Monday, March 30, 2009

My Admission

Okay i will finally admit that i am the one. i am terrible at making sure i get things in the mail. i have had a box full of christmas presents for my sister and her kids that has been sitting here since before christmas as well as envelopes full of pictures for her and my dad that have been here even longer! waylon's friend josh came to visit back in october i think, anyways he left his glasses and wanted them mailed, and again nope still here is a box already addressed and everything just here waiting to be sent! i am the worse, but if any of you are reading i am going to seriously get all this stuff sent off, but don't be surprised if it takes a little bit. i am just starting to come to terms with this problem and can't make too many promises too soon in the process.

Tuesday, March 24, 2009

Blogging


Lately i have been dropping the ball with my blog things have just been getting a little too busy over the last few weeks! Robert and i have both been sick and are just now starting to feel a bit better, and boy am i glad about that. having a sick baby is definitely no fun, with all the fever crying and wining. it's also heart breaking when there is nothing much you can do that you haven't already done. now that all that is all over i am glad to get back to my blog and to my regular routine. thanks for having me back and look forward to some good stories!

Tuesday, March 17, 2009

sometimes it's hard


some times being a mom is hard. Robert is going through a little distructive stage. his violent stage was short lived and i hope this one will be too. i just have a hard time dealing wth it and i know it is sad and maybe even hard for some people to understand but sometimes i consider running away! NOT FOREVER but for long enough to get over the stress, it would probably not be longer than a couple of hours but a rest just the same! i do love my son very much and would never really leave him but i think every mom needs some time to her self and i am one of them that just doesn't get it very often and by that i mean never! i always feel too guilty to leave or to go do anything and i am ready to change it because if i don't i will explode! so i guess i am saying that i am in some desperate need of some girlfriends and a night out ... or maybe just some shopping! then back to my little angel or so he will have you believe!

Sunday, March 15, 2009

two thinkg every little boy needs

today my mom came to stay the night just like she does every time she has a meetings in salt lake, and as usual she brought Leny (my brothers dog) and Squiggi (my dog that lives with her) and of course their raw hide bones and such! tonight as my mom was ironing her shirt for tomorrows work day, robert ran around the house with her phone listening to her MP3's and playing with one of the dog bones! and apparently that is all i need to have here to make him happy on a bad day, he went from tired and moody to happy and content in no time at all. thank goodness for technology and dog treats!

Monday, March 9, 2009

a new week and a different time!


happy monday!

yes it is monday and not too many people like monday, but after the nice weekend of family time i like to have robert all to my self a bit and get things back on track, and back on schedule! this week in going to be a bit nicer because this is the first week of day light savings and we get an extra hour of day light tonight, which is just another sign of warm weather and fun at the park! although the weather is kind cold here today and it is snowing it in nice to know that we are on our way to summer, and robert can soon play out side for the first time really last year he was too small.

have a good monday!

Friday, March 6, 2009

the day that used to be my day of resting, shopping and all tha is holy!

SATURDAY!

i used to love saturday it was my day to do whatever i wanted to do. now i have a son and am limited to doing what we can do together! thus meaning no going outdoors if the weather for cast isn't bright and sunny!

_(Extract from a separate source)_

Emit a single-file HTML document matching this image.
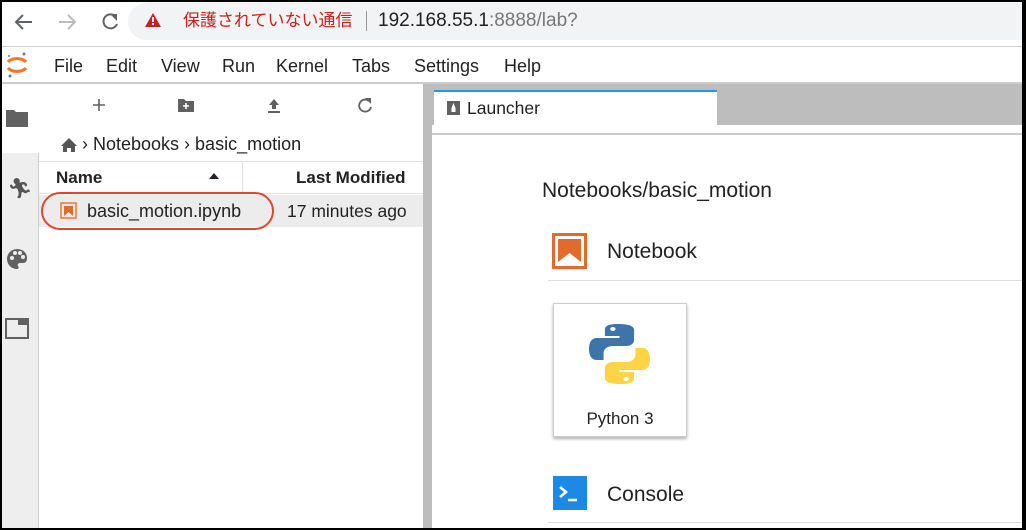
<!DOCTYPE html>
<html><head><meta charset="utf-8"><style>
*{margin:0;padding:0;box-sizing:border-box}
body{width:1026px;height:530px;background:#000;position:relative;overflow:hidden;font-family:"Liberation Sans","Noto Sans CJK JP",sans-serif;color:#222}
.a{position:absolute}
.m{position:absolute;top:56px;font-size:18px;line-height:20px}
</style></head><body>
<div class="a" style="left:2px;top:2px;width:1020px;height:526px;background:#fff"></div>
<div class="a" style="left:128px;top:3px;width:894px;height:37px;background:#f1f3f4;border-radius:19px 0 0 19px"></div>
<svg class="a" style="left:12px;top:10px" width="110" height="24" viewBox="0 0 110 24">
<path d="M20 12H4M11 5l-7 7 7 7" stroke="#5f6368" stroke-width="2" fill="none"/>
<path d="M47 12H63M56 5l7 7-7 7" stroke="#bbb" stroke-width="2" fill="none"/>
<path d="M104 7a7 7 0 1 0 1 7" stroke="#5f6368" stroke-width="2" fill="none"/><path d="M98 4h7v7z" fill="#5f6368"/>
</svg>
<svg class="a" style="left:145px;top:13px" width="16" height="14"><path d="M8 0L16 14H0z" fill="#c5221f"/><rect x="7" y="4" width="2" height="5" fill="#fff"/><rect x="7" y="10" width="2" height="2" fill="#fff"/></svg>
<div class="a" style="left:183px;top:9px;font-size:17px;color:#c5221f;line-height:24px">保護されていない通信</div>
<div class="a" style="left:366px;top:11px;width:1px;height:20px;background:#999"></div>
<div class="a" style="left:378px;top:9px;font-size:19px;line-height:24px;color:#202124">192.168.55.1<span style="color:#777">:8888/lab?</span></div>
<div class="a" style="left:2px;top:46px;width:1020px;height:1px;background:#ccc"></div>
<svg class="a" style="left:5px;top:50px" width="24" height="30"><path d="M3 12a10 6 0 0 1 18 0" stroke="#f37726" stroke-width="3" fill="none"/><path d="M3 18a10 6 0 0 0 18 0" stroke="#f37726" stroke-width="3" fill="none"/><circle cx="19" cy="4" r="1.5" fill="#777"/><circle cx="5" cy="26" r="1.5" fill="#777"/><circle cx="4" cy="6" r="1" fill="#777"/></svg>
<div class="m" style="left:54px">File</div><div class="m" style="left:106px">Edit</div><div class="m" style="left:161px">View</div><div class="m" style="left:222px">Run</div><div class="m" style="left:276px">Kernel</div><div class="m" style="left:352px">Tabs</div><div class="m" style="left:414px">Settings</div><div class="m" style="left:504px">Help</div>
<div class="a" style="left:2px;top:82px;width:1020px;height:2px;background:#ccc"></div>
<div class="a" style="left:2px;top:153px;width:36px;height:375px;background:#eee"></div>
<div class="a" style="left:38px;top:153px;width:1px;height:375px;background:#ccc"></div>
<svg class="a" style="left:6px;top:108px" width="24" height="20"><path d="M0 2h8l2 2h12v15H0z" fill="#616161"/></svg>
<div class="a" style="left:7px;top:176px;font-size:20px;color:#555">🏃︎</div>
<svg class="a" style="left:6px;top:248px" width="22" height="22"><path d="M11 1a10 10 0 0 0 0 20c2 0 2-2 1-3s0-3 2-3h3c3 0 4-2 4-5C21 5 17 1 11 1z" fill="#616161"/><circle cx="6" cy="10" r="2" fill="#eee"/><circle cx="9" cy="5" r="2" fill="#eee"/><circle cx="14" cy="5" r="2" fill="#eee"/><circle cx="17" cy="9" r="2" fill="#eee"/></svg>
<svg class="a" style="left:5px;top:318px" width="24" height="22"><rect x="1" y="1" width="22" height="19" fill="none" stroke="#616161" stroke-width="2"/><rect x="13" y="1" width="10" height="6" fill="#616161"/></svg>
<svg class="a" style="left:90px;top:96px" width="300" height="20">
<path d="M9 3v12M3 9h12" stroke="#616161" stroke-width="1.6"/>
<path d="M88 3h6l2 2h8v11H88z" fill="#616161"/><path d="M96 7v6M93 10h6" stroke="#fff" stroke-width="1.6"/>
<path d="M184 3l-5 6h3v4h4V9h3z M178 15h12v2h-12z" fill="#616161"/>
<path d="M279 5a6 6 0 1 0 2 6" stroke="#616161" stroke-width="1.8" fill="none"/><path d="M275 2h6v6z" fill="#616161"/>
</svg>
<svg class="a" style="left:60px;top:137px" width="18" height="16"><path d="M9 1L1 9h2v6h4v-4h4v4h4V9h2z" fill="#555"/></svg>
<div class="a" style="left:82px;top:134px;font-size:18px;line-height:20px">› Notebooks › basic_motion</div>
<div class="a" style="left:39px;top:161px;width:384px;height:1px;background:#e0e0e0"></div>
<div class="a" style="left:39px;top:193px;width:384px;height:1px;background:#e0e0e0"></div>
<div class="a" style="left:242px;top:162px;width:1px;height:31px;background:#e0e0e0"></div>
<div class="a" style="left:56px;top:168px;font-size:17px;font-weight:bold;line-height:20px">Name</div>
<svg class="a" style="left:209px;top:173px" width="10" height="6"><path d="M0 6L5 0l5 6z" fill="#222"/></svg>
<div class="a" style="left:296px;top:168px;font-size:17px;font-weight:bold;line-height:20px">Last Modified</div>
<div class="a" style="left:39px;top:195px;width:384px;height:32px;background:#ececec"></div>
<div class="a" style="left:41px;top:192px;width:233px;height:38px;border:2.5px solid #e0452f;border-radius:19px"></div>
<svg class="a" style="left:60px;top:202px" width="17" height="17"><rect x="1" y="1" width="15" height="15" fill="none" stroke="#f37726" stroke-width="1.5"/><path d="M4 4h9v10l-4.5-4L4 14z" fill="#e06b2a"/></svg>
<div class="a" style="left:87px;top:201px;font-size:18px;line-height:20px">basic_motion.ipynb</div>
<div class="a" style="left:287px;top:201px;font-size:17.5px;line-height:20px">17 minutes ago</div>
<div class="a" style="left:423px;top:84px;width:9px;height:444px;background:#bdbdbd"></div>
<div class="a" style="left:432px;top:84px;width:590px;height:41px;background:#bdbdbd"></div>
<div class="a" style="left:434px;top:90px;width:283px;height:37px;background:#fff;border-top:2px solid #2196f3"></div>
<div class="a" style="left:432px;top:133px;width:590px;height:2px;background:#ccc"></div>
<svg class="a" style="left:447px;top:101px" width="13" height="14"><rect width="13" height="14" fill="#616161"/><path d="M6.5 2l2 5v4h-4V7z" fill="#fff"/></svg>
<div class="a" style="left:467px;top:98px;font-size:17.5px;line-height:20px">Launcher</div>
<div class="a" style="left:542px;top:180px;font-size:21px;line-height:22px">Notebooks/basic_motion</div>
<svg class="a" style="left:552px;top:233px" width="35" height="36"><rect x="1.5" y="1.5" width="32" height="33" fill="#fff" stroke="#e06b2a" stroke-width="3"/><path d="M6 6h23v23l-11.5-9L6 29z" fill="#e06b2a"/></svg>
<div class="a" style="left:607px;top:240px;font-size:21px;line-height:24px">Notebook</div>
<div class="a" style="left:548px;top:280px;width:474px;height:1px;background:#ddd"></div>
<div class="a" style="left:553px;top:303px;width:134px;height:134px;background:#fff;border:1px solid #ccc;box-shadow:0 2px 3px rgba(0,0,0,.3)"></div>
<svg class="a" style="left:589px;top:323px" width="61" height="62" viewBox="0 0 46 62" preserveAspectRatio="none">
<path d="M22 1c-9 0-10 3-10 6v6h11v2H6c-4 0-6 4-6 11s2 11 6 11h5v-7c0-4 3-7 7-7h10c4 0 6-3 6-6V7c0-4-4-6-12-6z" fill="#3d75a8"/>
<circle cx="18" cy="6" r="2" fill="#fff"/>
<path d="M24 61c9 0 10-3 10-6v-6H23v-2h17c4 0 6-4 6-11s-2-11-6-11h-5v7c0 4-3 7-7 7H18c-4 0-6 3-6 6v10c0 4 4 6 12 6z" fill="#fdd445"/>
<circle cx="28" cy="56" r="2" fill="#fff"/>
</svg>
<div class="a" style="left:553px;top:409px;width:134px;text-align:center;font-size:17px;line-height:20px">Python 3</div>
<svg class="a" style="left:553px;top:476px" width="34" height="34"><rect width="34" height="34" fill="#1e88e5"/><path d="M7 11l6 5-6 5" stroke="#fff" stroke-width="2.5" fill="none"/><path d="M15 24h9" stroke="#fff" stroke-width="2.5"/></svg>
<div class="a" style="left:607px;top:483px;font-size:21px;line-height:24px">Console</div>
<div class="a" style="left:548px;top:522px;width:474px;height:1px;background:#ddd"></div>
</body></html>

so today we will be staying home to do some sort of cleaning project or something lame. the plan was to go to Sugar House park and feed the hamburger buns that my diet will not allow to the ducks, well to the seagulls i guess those damn things, but nope this idea is dead in the water unlike the seagulls! they never go away.

i am sure robert and i will find something to do that will occupy him, he is just at that age where i know he is going to do something i just don't know what it is, he is very unpredictable. all i can say is WAYLON late night movie night please!

just to let you know

Dear Family.
i just wanted to take a minute and jot some of my thoughts down. i want to thank you for all your love and support over the years, i wouldn't be here with out you, and could never thank you enough. thank you to my mom for all that you have done for me all my life, which is so much i can't even remember all that you have done, but mostly her love, to my dad for knowing its never too late to start a good father daughter relationship, to my sister shandra for loving me and talking to me for hours when i feel lonely, to my sister heather for always being there and teaching me the stuff a big sister teaches a little sister, to my brother jason for taking the time to write me letters and think of me from basic training, to my brother joshua for teaching me how to ride a bike, and for taking me scraping!, and for my little brother robert for being by best childhood friend and being my protector against the world. i want to thank my husband waylon for loving me and taking care of me and our son and being the love of my life, you know that i can be who i want to be and encourage me to do more and be more every day, and my son robert for showing me what "real" love really is, i couldn't live a day with out you! i love you all and thank you for making me who i am today!